Which leaves with the question: if what one
says is the "word," but these vary for something
that is commonly understood when the written
symbol is shown, does this not mean in fact that
we are dealing with a common idea?
Posted by: Barkley Rosser at May 26, 2008 2:02:11 PM
Barkley,
"Kanji" is the Chinese characters. It literally means "Han characters." (Japanese borrowed Chinese characters from different times and places in China, and also through Korean, so the Japanese pronunciation of particular Chinese characters reflects different Chinese languages, dialects, and time periods.)
There are also many words that derive from Chinese words or Chinese characters, but while they can be written in kanji, they are generally written in kana. Conversely, nearly all words of purely Japanese origin can be written in Chinese characters that express the meaning of the word, or in some cases the sound alone (such as in dekiru), but the etymology of the Japanese words have nothing to do with the Chinese characters used to write them. For many of these words of Japanese origin (wago), but not all, the use of the kanji is rare.

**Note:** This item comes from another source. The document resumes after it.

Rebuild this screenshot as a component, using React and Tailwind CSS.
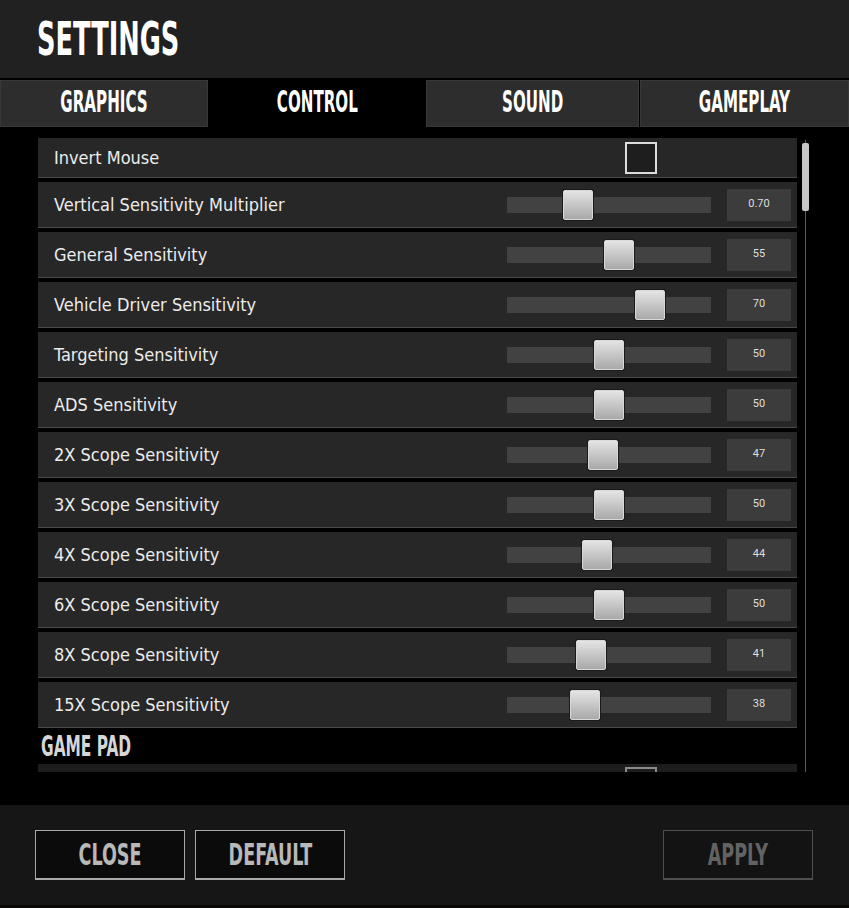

Arigatou is in the latter category. The use of the Chinese characters is a back-formation long after the word existed. In addition, the Chinese characters are only very rarely used for arigatou.

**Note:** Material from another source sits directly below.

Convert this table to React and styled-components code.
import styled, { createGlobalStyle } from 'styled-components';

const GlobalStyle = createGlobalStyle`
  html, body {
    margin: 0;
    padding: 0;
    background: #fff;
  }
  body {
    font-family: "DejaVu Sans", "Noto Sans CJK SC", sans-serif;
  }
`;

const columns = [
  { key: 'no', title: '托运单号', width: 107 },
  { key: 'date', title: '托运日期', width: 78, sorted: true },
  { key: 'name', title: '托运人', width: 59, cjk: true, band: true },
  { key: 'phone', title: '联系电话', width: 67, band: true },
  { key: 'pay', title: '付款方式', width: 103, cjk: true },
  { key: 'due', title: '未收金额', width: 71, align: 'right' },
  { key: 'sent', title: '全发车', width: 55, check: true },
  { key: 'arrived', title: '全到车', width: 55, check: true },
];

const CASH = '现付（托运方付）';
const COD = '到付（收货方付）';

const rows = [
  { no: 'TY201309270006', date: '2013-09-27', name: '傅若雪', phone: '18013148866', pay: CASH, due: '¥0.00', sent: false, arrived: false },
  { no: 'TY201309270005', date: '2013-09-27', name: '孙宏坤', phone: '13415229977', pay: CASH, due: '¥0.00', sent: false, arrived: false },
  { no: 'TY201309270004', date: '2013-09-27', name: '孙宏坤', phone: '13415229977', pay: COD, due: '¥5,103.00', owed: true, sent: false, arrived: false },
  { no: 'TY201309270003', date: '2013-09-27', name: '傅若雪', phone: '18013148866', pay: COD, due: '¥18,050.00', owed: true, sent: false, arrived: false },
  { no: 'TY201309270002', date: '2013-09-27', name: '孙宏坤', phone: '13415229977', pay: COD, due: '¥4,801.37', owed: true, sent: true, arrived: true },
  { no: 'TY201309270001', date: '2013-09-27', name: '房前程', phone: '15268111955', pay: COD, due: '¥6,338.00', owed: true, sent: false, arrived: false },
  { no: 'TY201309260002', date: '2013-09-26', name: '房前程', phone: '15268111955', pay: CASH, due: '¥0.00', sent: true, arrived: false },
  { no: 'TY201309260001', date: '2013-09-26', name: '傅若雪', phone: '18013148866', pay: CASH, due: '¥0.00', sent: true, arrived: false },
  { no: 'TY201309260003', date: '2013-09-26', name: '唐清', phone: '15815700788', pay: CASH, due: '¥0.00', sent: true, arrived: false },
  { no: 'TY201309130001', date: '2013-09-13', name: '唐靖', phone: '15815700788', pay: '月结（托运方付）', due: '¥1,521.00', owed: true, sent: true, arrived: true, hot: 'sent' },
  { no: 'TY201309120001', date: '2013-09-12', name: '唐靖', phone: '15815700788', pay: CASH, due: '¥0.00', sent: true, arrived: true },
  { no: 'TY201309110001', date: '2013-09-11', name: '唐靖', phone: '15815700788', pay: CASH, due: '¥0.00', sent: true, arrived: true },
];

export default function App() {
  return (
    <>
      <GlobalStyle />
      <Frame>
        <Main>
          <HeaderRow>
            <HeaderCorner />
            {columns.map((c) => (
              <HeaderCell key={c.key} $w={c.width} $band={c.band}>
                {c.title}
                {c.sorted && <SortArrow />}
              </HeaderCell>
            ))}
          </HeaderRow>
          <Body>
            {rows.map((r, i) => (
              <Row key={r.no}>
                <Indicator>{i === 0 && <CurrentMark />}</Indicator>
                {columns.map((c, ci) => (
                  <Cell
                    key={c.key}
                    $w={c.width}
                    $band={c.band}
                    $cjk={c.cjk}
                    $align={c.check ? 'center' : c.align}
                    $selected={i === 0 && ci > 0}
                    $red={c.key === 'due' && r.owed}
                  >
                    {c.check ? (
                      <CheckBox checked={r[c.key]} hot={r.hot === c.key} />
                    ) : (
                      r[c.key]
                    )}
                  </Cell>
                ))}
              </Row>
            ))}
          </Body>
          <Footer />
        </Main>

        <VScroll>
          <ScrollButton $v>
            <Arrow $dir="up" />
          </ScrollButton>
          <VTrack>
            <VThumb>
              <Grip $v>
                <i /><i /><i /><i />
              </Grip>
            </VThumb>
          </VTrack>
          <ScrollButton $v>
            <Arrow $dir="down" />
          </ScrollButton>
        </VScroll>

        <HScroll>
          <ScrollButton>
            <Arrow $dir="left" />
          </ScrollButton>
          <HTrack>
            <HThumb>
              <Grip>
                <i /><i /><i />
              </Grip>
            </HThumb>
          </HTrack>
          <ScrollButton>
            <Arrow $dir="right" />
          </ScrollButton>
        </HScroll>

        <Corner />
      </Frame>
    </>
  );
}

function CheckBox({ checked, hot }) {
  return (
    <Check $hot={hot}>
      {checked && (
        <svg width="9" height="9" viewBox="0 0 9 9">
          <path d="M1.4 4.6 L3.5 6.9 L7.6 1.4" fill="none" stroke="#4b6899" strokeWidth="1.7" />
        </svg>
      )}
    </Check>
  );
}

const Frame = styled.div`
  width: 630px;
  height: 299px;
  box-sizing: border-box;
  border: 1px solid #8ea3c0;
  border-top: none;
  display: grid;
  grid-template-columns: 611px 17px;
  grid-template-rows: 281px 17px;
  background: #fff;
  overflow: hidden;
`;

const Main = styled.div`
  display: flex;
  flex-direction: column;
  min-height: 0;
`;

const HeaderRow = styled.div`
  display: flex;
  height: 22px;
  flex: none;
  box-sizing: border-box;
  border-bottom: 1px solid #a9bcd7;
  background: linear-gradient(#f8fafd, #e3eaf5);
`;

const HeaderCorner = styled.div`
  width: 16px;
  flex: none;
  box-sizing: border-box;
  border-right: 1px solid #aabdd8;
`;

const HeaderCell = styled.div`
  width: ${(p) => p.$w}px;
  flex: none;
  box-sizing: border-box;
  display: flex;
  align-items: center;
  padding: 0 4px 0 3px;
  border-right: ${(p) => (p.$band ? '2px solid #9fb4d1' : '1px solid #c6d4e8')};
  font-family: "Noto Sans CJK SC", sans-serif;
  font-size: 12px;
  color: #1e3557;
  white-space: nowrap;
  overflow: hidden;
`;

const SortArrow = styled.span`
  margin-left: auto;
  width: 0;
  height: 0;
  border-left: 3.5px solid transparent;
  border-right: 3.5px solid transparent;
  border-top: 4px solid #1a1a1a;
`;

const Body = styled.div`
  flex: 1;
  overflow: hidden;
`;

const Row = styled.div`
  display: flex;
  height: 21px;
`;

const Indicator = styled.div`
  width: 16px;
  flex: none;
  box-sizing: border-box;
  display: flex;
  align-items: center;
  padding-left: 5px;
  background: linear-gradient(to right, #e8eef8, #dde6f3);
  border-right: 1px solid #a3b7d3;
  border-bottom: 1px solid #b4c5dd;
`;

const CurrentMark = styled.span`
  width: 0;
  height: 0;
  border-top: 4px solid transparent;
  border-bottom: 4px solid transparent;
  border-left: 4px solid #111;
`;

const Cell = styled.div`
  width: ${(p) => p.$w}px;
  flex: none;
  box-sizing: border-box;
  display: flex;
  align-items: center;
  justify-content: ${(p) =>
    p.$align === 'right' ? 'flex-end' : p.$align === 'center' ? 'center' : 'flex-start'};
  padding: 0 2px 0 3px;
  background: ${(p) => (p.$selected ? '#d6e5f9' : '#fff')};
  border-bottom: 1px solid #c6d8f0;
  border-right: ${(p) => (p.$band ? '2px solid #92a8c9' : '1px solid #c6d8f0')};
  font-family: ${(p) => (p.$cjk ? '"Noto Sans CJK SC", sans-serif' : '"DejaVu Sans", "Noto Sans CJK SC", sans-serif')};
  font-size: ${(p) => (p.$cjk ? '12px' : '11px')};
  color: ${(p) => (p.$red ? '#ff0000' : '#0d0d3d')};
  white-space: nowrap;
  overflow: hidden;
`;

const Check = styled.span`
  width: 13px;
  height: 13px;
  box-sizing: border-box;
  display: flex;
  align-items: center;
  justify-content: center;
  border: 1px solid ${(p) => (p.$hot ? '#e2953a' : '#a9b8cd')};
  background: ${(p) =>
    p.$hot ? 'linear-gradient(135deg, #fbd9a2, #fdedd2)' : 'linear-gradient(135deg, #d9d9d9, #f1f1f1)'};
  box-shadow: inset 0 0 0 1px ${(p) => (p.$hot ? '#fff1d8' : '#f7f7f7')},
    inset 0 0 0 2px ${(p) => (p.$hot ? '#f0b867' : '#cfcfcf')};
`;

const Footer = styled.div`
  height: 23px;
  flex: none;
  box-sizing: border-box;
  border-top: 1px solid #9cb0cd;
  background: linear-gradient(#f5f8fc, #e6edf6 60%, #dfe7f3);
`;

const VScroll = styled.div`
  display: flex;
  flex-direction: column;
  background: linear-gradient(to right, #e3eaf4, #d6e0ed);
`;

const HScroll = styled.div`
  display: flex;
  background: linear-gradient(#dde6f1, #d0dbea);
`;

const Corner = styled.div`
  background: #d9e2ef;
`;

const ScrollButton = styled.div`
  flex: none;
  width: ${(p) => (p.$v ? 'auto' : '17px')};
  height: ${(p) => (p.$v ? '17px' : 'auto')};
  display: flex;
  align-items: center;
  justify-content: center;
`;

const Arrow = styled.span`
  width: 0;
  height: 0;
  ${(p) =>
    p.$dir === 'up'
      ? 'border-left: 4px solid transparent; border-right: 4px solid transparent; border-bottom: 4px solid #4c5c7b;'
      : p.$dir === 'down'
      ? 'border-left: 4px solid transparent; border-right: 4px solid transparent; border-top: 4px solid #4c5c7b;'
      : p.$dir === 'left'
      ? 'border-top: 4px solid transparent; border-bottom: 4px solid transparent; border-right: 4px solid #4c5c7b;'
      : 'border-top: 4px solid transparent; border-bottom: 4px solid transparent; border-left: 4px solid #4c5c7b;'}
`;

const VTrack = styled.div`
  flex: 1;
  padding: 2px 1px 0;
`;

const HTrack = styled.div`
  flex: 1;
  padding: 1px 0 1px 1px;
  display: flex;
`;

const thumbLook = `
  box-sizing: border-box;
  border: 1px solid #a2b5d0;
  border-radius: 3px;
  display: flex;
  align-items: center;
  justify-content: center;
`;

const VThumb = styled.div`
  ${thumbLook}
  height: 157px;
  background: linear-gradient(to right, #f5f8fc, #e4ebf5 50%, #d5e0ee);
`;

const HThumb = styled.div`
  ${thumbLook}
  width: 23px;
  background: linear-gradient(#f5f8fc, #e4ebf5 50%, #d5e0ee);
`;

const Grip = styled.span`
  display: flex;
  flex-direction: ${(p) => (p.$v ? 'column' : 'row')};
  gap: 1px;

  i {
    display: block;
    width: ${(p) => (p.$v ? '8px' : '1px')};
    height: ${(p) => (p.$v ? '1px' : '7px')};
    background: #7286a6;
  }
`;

Posted by: John Thacker at May 26, 2008 2:08:43 PM
Regardless of whether Chinese characters are used as logographs more than ideographs in Chinese (and there is a good argument), the use of Chinese characters in Japanese (and in Korean, where still used) is more as ideographs, as seen by how they are used when representing native Japanese words.
In addition, when representing Sino-Japanese words, generally it takes two characters to represent a single word. The parts have independent morphemes, but the whole is definitely different from the sum of its parts. (One of several reasons why all those stupid "crisis + opportunity" things are stupid.)
However, the fact that different Chinese languages pronounce the same word differently does not diminish the system being logographic. There's a difference between representing an idea and a morpheme.